Written by: Edward Moya | OANDA
Stocks are off to a solid start after President Trump unexpectedly signed the $900 billion stimulus bill and as the EU begins its mass vaccination program. Trump may have started to feel the public pressure of preventing Americans unemployment aid and for a government shutdown. The unnecessary drama may have cost millions of Americans a week of unemployment aid and the reason is possibly so that the President could say he pushed for larger stimulus checks. The Republican party now needs to respond to President Trump’s request, which is supported by Democrats, to provide Americans with $2000 stimulus checks. It seems unlikely that Congress will approve Trump’s demand for bigger checks and cuts for foreign aid.
Trading volumes are especially thin today as Australia, Canada, New Zealand are closed for Boxing Day.
With just over a week until the Georgia Senate runoff races, investors are still pricing in a V-shaped recovery thanks to the COVID-19 vaccine rollout, but a potential blue wave could accelerate the rotation into cyclicals. The base case for Georgia is that Republicans will manage to win one of the races and keep control of the Senate. The Biden administration’s chances of another economic relief package remain elevated as President Trump has moved the goal posts for Republicans.
Baba
Alibaba dropped for a second consecutive day on fears China’s regulatory crackdown is just beginning. Last week, Alibaba shares were under pressure for a probe on monopolistic practices and now it looks like their finance affiliate, Ant group was told by China’s central bank to go back to focusing only on digital payments. Alibaba also announced an increase to their stock buyback program of up to $10 billion.
China could be making an example of Jack Ma, but this potentially politically based attack could really do harm for their growing tech industry.
GBP
The devil is in the details and the UK’s trade deal is producing a scramble for businesses to adjust to new terms and conditions over a short period of time. The economy will have some bumps and bruises as the economy battles COVID lockdowns and adjusts to new goods and service trade rules. While punitive tariffs appear to have been avoided, fair competition could end up seeing the UK levied with proportionate tariffs.
Oil
Crude prices edged higher as the EU’s mass vaccination campaign begins and as risky assets across the board benefit from President Trump’s signing of the stimulus package. WTI crude should struggle to break above the $50 level as next week’s OPEC+ meeting next week should be a tense one. Lockdown efforts have mostly been intensified but that is not preventing the Russians from pushing for output hikes in February.

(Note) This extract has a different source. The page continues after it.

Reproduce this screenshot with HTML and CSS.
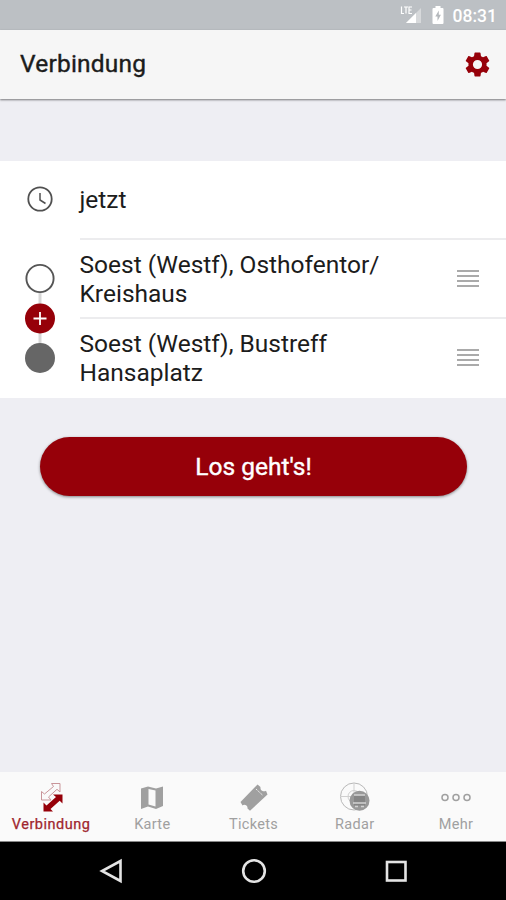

The crude demand outlook appears to be intact despite a new virus strain, which appears will not derail the current vaccine rollouts. Thin trading conditions should see oil prices consolidate for the rest of the week, but risks for a dollar rebound and nervousness ahead of next week’s OPEC gathering could provide some headwinds.
Gold
Gold is on a rollercoaster ride this morning. Gold prices initially were boosted after President Trump unexpectedly signed the pandemic-aid bill last night. It seems likely Americans will only get direct payments of $600 and not the $2000 that Trump was demanding. That is one of the reasons why gold’s rally to $1,900 was faded.
Gold could consolidate until after the Georgia Senate runoff races, the next biggest risk event that will determine the outlook for stimulus for President-elect Biden’s first 100 days. The backbone for many gold buyers is the $14 trillion increase to global money supply, a strong reminder that despite the rebound in yields, we will remain in a low interest rate environment for years to come.
Bitcoin
Bitcoin demand remains relentless as institutional investors scale into their medium and long-term bets. Millions of dollars are going into the cryptoverse and money managers just can’t buy it all at once. Bitcoin is still the trendy trade on Wall Street and that might not go away as many new retail traders have loss confidence with fiat currencies.
After tentatively breaking past $28,000, Bitcoin has settled closer to the $27,000 level. Bitcoin volatility remains elevated, but for now seems like it will attract buyers on every major dip. Eventually, light holiday-week trading conditions should support a consolidation phase for before Bitcoin breaks beyond the psychological $30,000 level.